A new analysis from the American Enterprise Institute says supply management initiatives currently being discussed as part of the Farm Bill would be detrimental to U.S. interests. The paper, “Market Structure and Competition in the U.S. Food Industries: Implications for the 2012 Farm Bill,” concludes that a dairy supply-management program proposal introduced in both the House and Senate would increase consumer prices, increase milk production costs and diminish the competitiveness of U.S. dairy products in the world market.
The paper examines the potential impact of several current initiatives designed to expand regulation of the food industries with the goal of increasing competition and the commodity prices farmers receive. According to AEI, many of these initiatives will probably have the unintended consequences of raising consumer prices and lowering farmers’ prices while reducing the quality and variety of food products available to consumers.

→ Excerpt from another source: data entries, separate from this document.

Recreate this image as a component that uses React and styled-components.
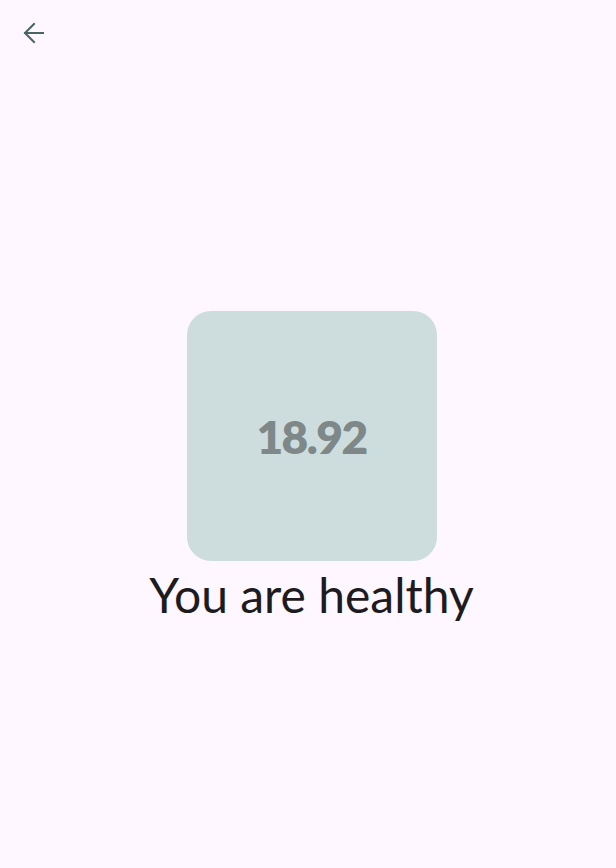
import React from 'react'
import styled, { createGlobalStyle } from 'styled-components'

const Global = createGlobalStyle`
  html, body {
    margin: 0;
    padding: 0;
    background: #fef7ff;
  }
  body {
    font-family: Lato, 'Open Sans', sans-serif;
  }
`

const App = () => (
  <>
    <Global />
    <Page>
      <TopBar>
        <BackButton aria-label='back'>
          <svg width='24' height='24' viewBox='0 0 24 24' fill='none' stroke='#4a6464' strokeWidth='2' strokeLinecap='square'>
            <path d='M3 12h18' />
            <path d='M12 3l-9 9 9 9' />
          </svg>
        </BackButton>
      </TopBar>
      <Content>
        <ScoreCard>18.92</ScoreCard>
        <Verdict>You are healthy</Verdict>
      </Content>
    </Page>
  </>
)

const Page = styled.div`
  display: flex;
  flex-direction: column;
  min-height: 868px;
`

const TopBar = styled.div`
  display: flex;
  align-items: center;
  height: 64px;
  padding-left: 10px;
`

const BackButton = styled.button`
  display: flex;
  align-items: center;
  justify-content: center;
  width: 48px;
  height: 48px;
  margin-top: 2px;
  padding: 0;
  border: none;
  background: none;
  cursor: pointer;
`

const Content = styled.div`
  flex: 1;
  display: flex;
  flex-direction: column;
  align-items: center;
  justify-content: center;
  padding: 6px 0 0 7px;
`

const ScoreCard = styled.div`
  display: flex;
  align-items: center;
  justify-content: center;
  width: 250px;
  height: 250px;
  border-radius: 24px;
  background: #cdddde;
  color: #7e8889;
  font-size: 46px;
  font-weight: 800;
  letter-spacing: -1.5px;
`

const Verdict = styled.div`
  color: #1d1b20;
  font-size: 48px;
  line-height: 64px;
  margin-top: 2px;
`

export default App
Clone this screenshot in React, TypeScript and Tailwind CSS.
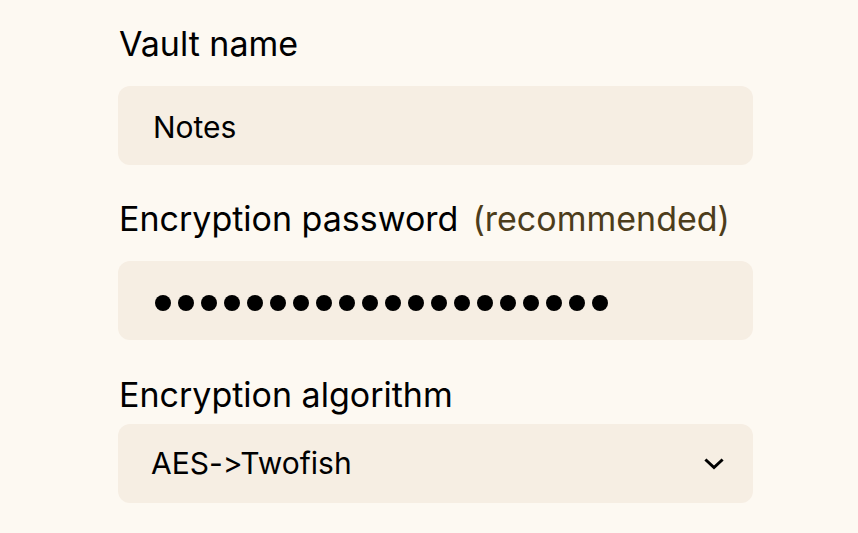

IDFA opposes the government-mandated supply management program introduced by Representative Collin Peterson (D-MN) in the Dairy Security Act, H.R. 3062. IDFA also opposes efforts to include this act in the upcoming Farm Bill.
“The American Enterprise Institute is another in a growing list of think tanks that are opposed to the Peterson bill," said Jerry Slominski, IDFA senior vice president for legislative affairs and economic policy. “They obviously share our concern about policies that will limit our ability to create jobs and to allow producers to grow their businesses."
The report was written by Richard Sexton, professor of agricultural and resource economics at the University of California-Davis, and Tina Saitone, a post-doctoral economics scholar at the university. AEI is one of the oldest and most influential conservative think tanks in Washington, D.C., with a focus on free markets and smaller government.